# THE TASK
Find the word "index" in the data. Return every line where it appears.

━━━

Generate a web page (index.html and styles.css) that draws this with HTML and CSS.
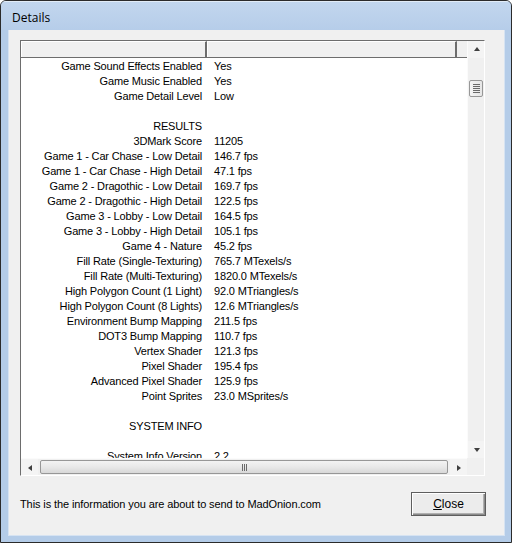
FILE: index.html
```html
<!DOCTYPE html>
<html lang="en">
<head>
    <meta charset="UTF-8">
    <title>Details</title>
    <link rel="stylesheet" href="styles.css">
</head>
<body>
<div class="window">
    <div class="titlebar">Details</div>
    <div class="client">
        <div class="listview">
            <div class="list_area">
                <div class="list_head">
                    <div class="col1"></div>
                    <div class="col2"></div>
                    <div class="filler"></div>
                </div>
                <div class="list_body">
                    <div class="row"><span class="name">Game Sound Effects Enabled</span><span class="value">Yes</span></div>
                    <div class="row"><span class="name">Game Music Enabled</span><span class="value">Yes</span></div>
                    <div class="row"><span class="name">Game Detail Level</span><span class="value">Low</span></div>
                    <div class="row"><span class="name"></span><span class="value"></span></div>
                    <div class="row"><span class="name">RESULTS</span><span class="value"></span></div>
                    <div class="row"><span class="name">3DMark Score</span><span class="value">11205</span></div>
                    <div class="row"><span class="name">Game 1 - Car Chase - Low Detail</span><span class="value">146.7 fps</span></div>
                    <div class="row"><span class="name">Game 1 - Car Chase - High Detail</span><span class="value">47.1 fps</span></div>
                    <div class="row"><span class="name">Game 2 - Dragothic - Low Detail</span><span class="value">169.7 fps</span></div>
                    <div class="row"><span class="name">Game 2 - Dragothic - High Detail</span><span class="value">122.5 fps</span></div>
                    <div class="row"><span class="name">Game 3 - Lobby - Low Detail</span><span class="value">164.5 fps</span></div>
                    <div class="row"><span class="name">Game 3 - Lobby - High Detail</span><span class="value">105.1 fps</span></div>
                    <div class="row"><span class="name">Game 4 - Nature</span><span class="value">45.2 fps</span></div>
                    <div class="row"><span class="name">Fill Rate (Single-Texturing)</span><span class="value">765.7 MTexels/s</span></div>
                    <div class="row"><span class="name">Fill Rate (Multi-Texturing)</span><span class="value">1820.0 MTexels/s</span></div>
                    <div class="row"><span class="name">High Polygon Count (1 Light)</span><span class="value">92.0 MTriangles/s</span></div>
                    <div class="row"><span class="name">High Polygon Count (8 Lights)</span><span class="value">12.6 MTriangles/s</span></div>
                    <div class="row"><span class="name">Environment Bump Mapping</span><span class="value">211.5 fps</span></div>
                    <div class="row"><span class="name">DOT3 Bump Mapping</span><span class="value">110.7 fps</span></div>
                    <div class="row"><span class="name">Vertex Shader</span><span class="value">121.3 fps</span></div>
                    <div class="row"><span class="name">Pixel Shader</span><span class="value">195.4 fps</span></div>
                    <div class="row"><span class="name">Advanced Pixel Shader</span><span class="value">125.9 fps</span></div>
                    <div class="row"><span class="name">Point Sprites</span><span class="value">23.0 MSprites/s</span></div>
                    <div class="row"><span class="name"></span><span class="value"></span></div>
                    <div class="row"><span class="name">SYSTEM INFO</span><span class="value"></span></div>
                    <div class="row"><span class="name"></span><span class="value"></span></div>
                    <div class="row"><span class="name">System Info Version</span><span class="value">2.2</span></div>
                </div>
            </div>
            <div class="vscroll">
                <div class="sb_btn"><i class="arrow up"></i></div>
                <div class="sb_track">
                    <div class="v_thumb"><i class="grip"></i></div>
                </div>
                <div class="sb_btn"><i class="arrow down"></i></div>
            </div>
            <div class="hscroll">
                <div class="sb_btn"><i class="arrow left"></i></div>
                <div class="sb_track h_track">
                    <div class="h_thumb"><i class="grip_h"></i></div>
                </div>
                <div class="sb_btn"><i class="arrow right"></i></div>
            </div>
            <div class="corner"></div>
        </div>
        <div class="footer">
            <span class="info">This is the information you are about to send to MadOnion.com</span>
            <button class="close_btn"><u>C</u>lose</button>
        </div>
    </div>
</div>
</body>
</html>
```

FILE: styles.css
```css
html, body {
    margin: 0;
    padding: 0;
    background: #fff;
}

.window {
    width: 510px;
    height: 541px;
    border: solid 1px #2b2b2b;
    border-radius: 6px 6px 0 0;
    background: #b4cce8;
    display: flex;
    flex-direction: column;
    overflow: hidden;
}

.titlebar {
    height: 29px;
    padding-left: 11px;
    line-height: 31px;
    font-family: "Open Sans", "Noto Sans", sans-serif;
    font-size: 12px;
    color: #000;
    background: linear-gradient(#c2d6ee, #b6cde9);
    border-top: solid 1px #e2ecf7;
    box-sizing: border-box;
}

.client {
    margin: 0 6px 6px 7px;
    flex: 1;
    background: #f0f0f0;
    border: solid 1px #d6e3f2;
    border-top: none;
    display: flex;
    flex-direction: column;
    padding: 10px 19px 0 11px;
}

/* the report list with both scrollbars */
.listview {
    height: 434px;
    border-top: solid 1px #6d6d6d;
    border-left: solid 1px #6d6d6d;
    border-right: solid 1px #fff;
    border-bottom: solid 1px #fff;
    display: grid;
    grid-template-columns: 1fr 17px;
    grid-template-rows: 1fr 17px;
    background: #fff;
}

.list_area {
    overflow: hidden;
    font-family: "Liberation Sans", Arial, sans-serif;
    font-size: 11px;
    letter-spacing: -0.15px;
    color: #000;
}

.list_head {
    display: flex;
    height: 17px;
    box-sizing: border-box;
    background: #f0f0f0;
    border-bottom: solid 1px #6d6d6d;
}

.list_head .col1 {
    width: 186px;
    border-right: solid 2px #6d6d6d;
    border-top: solid 1px #fff;
    border-left: solid 1px #fff;
    box-sizing: border-box;
}

.list_head .col2 {
    width: 250px;
    border-right: solid 2px #6d6d6d;
    border-top: solid 1px #fff;
    border-left: solid 1px #fff;
    box-sizing: border-box;
}

.list_head .filler {
    flex: 1;
}

.list_body {
    padding-top: 1px;
}

.row {
    display: flex;
    height: 15px;
    line-height: 15px;
    white-space: nowrap;
}

.row .name {
    width: 181px;
    padding-right: 5px;
    text-align: right;
}

.row .value {
    padding-left: 7px;
}

.vscroll {
    display: flex;
    flex-direction: column;
    background: #f4f4f4;
    border-left: solid 1px #fbfbfb;
}

.hscroll {
    display: flex;
    background: #f4f4f4;
    border-top: solid 1px #fbfbfb;
}

.sb_btn {
    width: 17px;
    height: 17px;
    flex-shrink: 0;
    display: flex;
    align-items: center;
    justify-content: center;
}

.sb_track {
    flex: 1;
    position: relative;
    background: #f0f0f0;
}

.corner {
    background: #f0f0f0;
}

.arrow {
    width: 0;
    height: 0;
    border: solid 3px transparent;
}

.arrow.up {
    border-bottom: solid 4px #404040;
    border-top: none;
    margin-bottom: 2px;
}

.arrow.down {
    border-top: solid 4px #404040;
    border-bottom: none;
}

.arrow.left {
    border-right: solid 4px #404040;
    border-left: none;
}

.arrow.right {
    border-left: solid 4px #404040;
    border-right: none;
}

.v_thumb {
    position: absolute;
    left: 1px;
    right: 1px;
    top: 22px;
    height: 17px;
    border: solid 1px #979797;
    border-radius: 2px;
    box-sizing: border-box;
    background: linear-gradient(90deg, #f4f4f4, #e6e6e6);
    display: flex;
    align-items: center;
    justify-content: center;
}

.grip {
    width: 7px;
    height: 1px;
    background: #6a6a6a;
    box-shadow: 0 -2px 0 #6a6a6a, 0 2px 0 #6a6a6a, 0 -4px 0 #6a6a6a, 0 4px 0 #6a6a6a;
}

.h_thumb {
    position: absolute;
    left: 2px;
    right: 2px;
    top: 1px;
    bottom: 1px;
    border: solid 1px #979797;
    border-radius: 2px;
    background: linear-gradient(#f3f3f3, #e8e8e8 50%, #d8d8d8);
    display: flex;
    align-items: center;
    justify-content: center;
}

.grip_h {
    width: 1px;
    height: 7px;
    background: #6a6a6a;
    box-shadow: -2px 0 0 #6a6a6a, 2px 0 0 #6a6a6a;
}

.footer {
    display: flex;
    align-items: center;
    justify-content: space-between;
    margin-top: 16px;
    margin-right: -1px;
    height: 24px;
}

.info {
    font-family: "Liberation Sans", Arial, sans-serif;
    font-size: 11px;
    letter-spacing: -0.1px;
    color: #000;
}

.close_btn {
    width: 75px;
    height: 24px;
    font-family: "Liberation Sans", Arial, sans-serif;
    font-size: 12px;
    color: #000;
    background: #ececec;
    border: solid 1px #5e5e5e;
    box-shadow: inset 1px 1px 0 #fff, inset -1px -1px 0 #8a8a8a, inset -2px -2px 0 #b0b0b0;
    padding: 0;
    outline: none;
}
```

━━━

# EXERCISE ANSWER
Generate a web page (index.html and styles.css) that draws this with HTML and CSS.
FILE: index.html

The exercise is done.